Directive -
Tally every line of the listing where the string "this" is found, and state the total alone.

Data provided -
+++++

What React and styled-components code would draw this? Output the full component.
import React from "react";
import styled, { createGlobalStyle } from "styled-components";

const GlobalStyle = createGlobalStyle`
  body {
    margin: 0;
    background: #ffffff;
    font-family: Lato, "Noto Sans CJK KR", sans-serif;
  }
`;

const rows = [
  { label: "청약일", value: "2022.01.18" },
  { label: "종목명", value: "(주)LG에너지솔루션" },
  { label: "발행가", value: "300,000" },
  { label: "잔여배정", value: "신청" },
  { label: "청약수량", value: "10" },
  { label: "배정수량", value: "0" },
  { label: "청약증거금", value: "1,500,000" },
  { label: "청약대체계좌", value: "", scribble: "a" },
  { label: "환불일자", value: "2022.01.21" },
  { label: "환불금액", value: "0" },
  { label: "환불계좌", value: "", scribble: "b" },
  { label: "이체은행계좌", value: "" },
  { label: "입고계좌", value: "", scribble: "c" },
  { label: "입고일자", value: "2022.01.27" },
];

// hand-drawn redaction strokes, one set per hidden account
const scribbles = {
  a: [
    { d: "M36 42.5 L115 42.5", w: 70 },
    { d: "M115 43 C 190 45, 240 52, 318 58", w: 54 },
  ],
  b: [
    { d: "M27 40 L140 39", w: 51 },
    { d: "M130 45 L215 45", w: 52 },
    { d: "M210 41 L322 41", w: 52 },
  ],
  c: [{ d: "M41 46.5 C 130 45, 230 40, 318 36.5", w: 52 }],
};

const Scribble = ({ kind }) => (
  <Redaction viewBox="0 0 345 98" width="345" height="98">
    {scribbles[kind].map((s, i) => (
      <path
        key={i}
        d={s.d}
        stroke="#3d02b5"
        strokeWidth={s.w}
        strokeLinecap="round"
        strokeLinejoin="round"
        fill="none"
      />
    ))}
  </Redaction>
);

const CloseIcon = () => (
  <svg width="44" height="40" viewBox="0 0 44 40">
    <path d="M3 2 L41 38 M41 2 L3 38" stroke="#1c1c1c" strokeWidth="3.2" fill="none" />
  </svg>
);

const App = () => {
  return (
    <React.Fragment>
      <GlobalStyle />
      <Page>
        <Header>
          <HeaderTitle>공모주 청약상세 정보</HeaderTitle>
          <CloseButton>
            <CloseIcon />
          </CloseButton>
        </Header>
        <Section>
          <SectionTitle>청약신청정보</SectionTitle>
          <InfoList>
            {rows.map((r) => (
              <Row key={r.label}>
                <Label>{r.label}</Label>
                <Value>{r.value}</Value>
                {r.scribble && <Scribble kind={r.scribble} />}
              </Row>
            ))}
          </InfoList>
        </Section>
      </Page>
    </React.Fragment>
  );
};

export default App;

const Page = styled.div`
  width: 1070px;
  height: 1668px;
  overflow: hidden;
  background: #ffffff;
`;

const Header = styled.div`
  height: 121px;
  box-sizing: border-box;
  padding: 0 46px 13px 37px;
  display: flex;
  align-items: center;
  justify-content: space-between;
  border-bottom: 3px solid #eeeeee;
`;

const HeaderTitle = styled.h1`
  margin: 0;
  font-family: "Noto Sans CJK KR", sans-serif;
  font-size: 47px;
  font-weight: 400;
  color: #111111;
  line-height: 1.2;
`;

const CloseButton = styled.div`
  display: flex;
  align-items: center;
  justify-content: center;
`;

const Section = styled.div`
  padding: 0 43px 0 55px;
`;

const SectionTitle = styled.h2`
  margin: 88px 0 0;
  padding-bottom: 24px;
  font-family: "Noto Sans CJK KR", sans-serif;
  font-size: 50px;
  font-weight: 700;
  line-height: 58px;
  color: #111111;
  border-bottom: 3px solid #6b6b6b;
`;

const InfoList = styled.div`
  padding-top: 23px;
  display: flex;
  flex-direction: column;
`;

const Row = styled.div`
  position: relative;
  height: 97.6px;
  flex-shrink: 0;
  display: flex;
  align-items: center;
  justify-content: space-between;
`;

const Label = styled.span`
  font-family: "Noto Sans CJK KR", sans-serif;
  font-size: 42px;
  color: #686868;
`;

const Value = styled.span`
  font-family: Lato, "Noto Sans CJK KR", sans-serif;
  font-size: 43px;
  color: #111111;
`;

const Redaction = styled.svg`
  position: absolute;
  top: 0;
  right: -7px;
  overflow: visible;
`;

+++++

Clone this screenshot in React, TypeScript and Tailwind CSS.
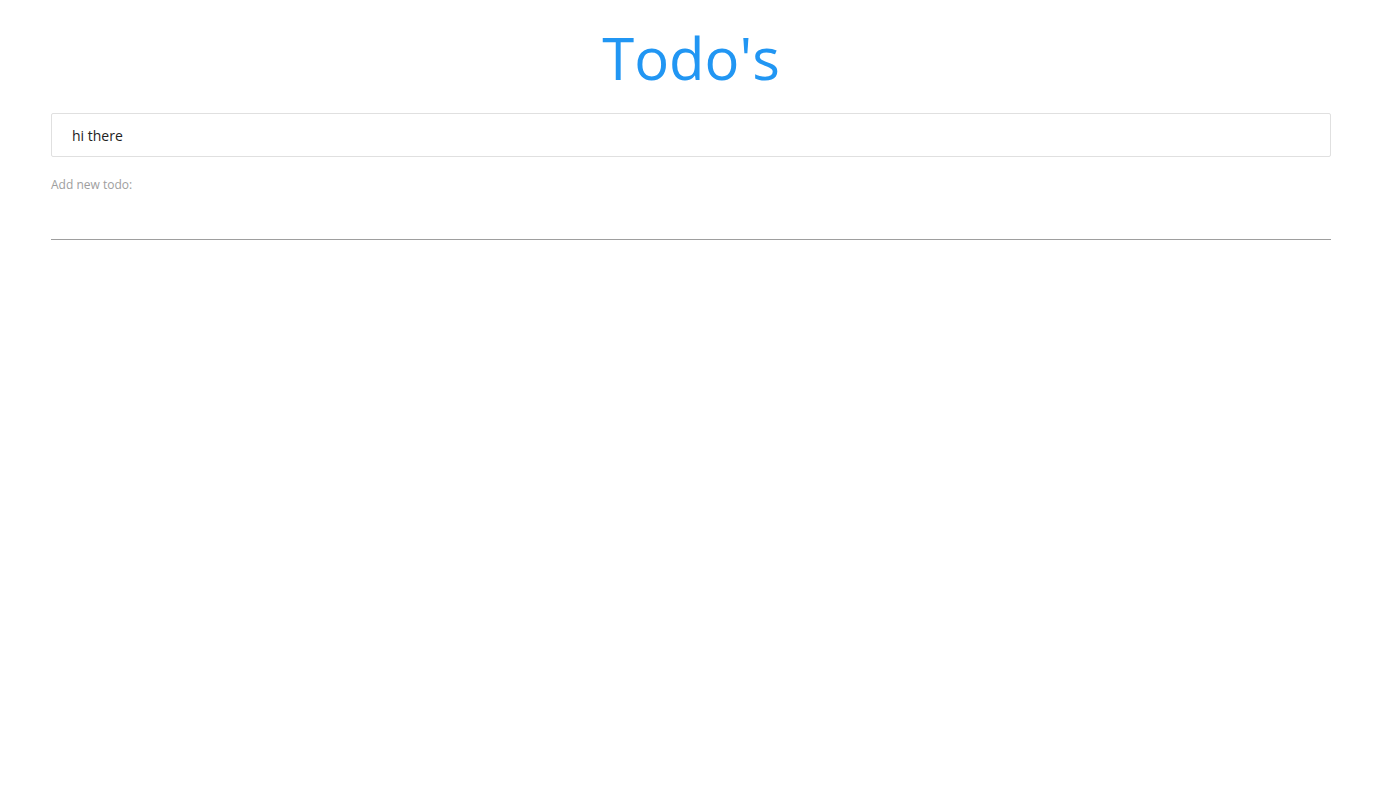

+++++

Exercise solution -
2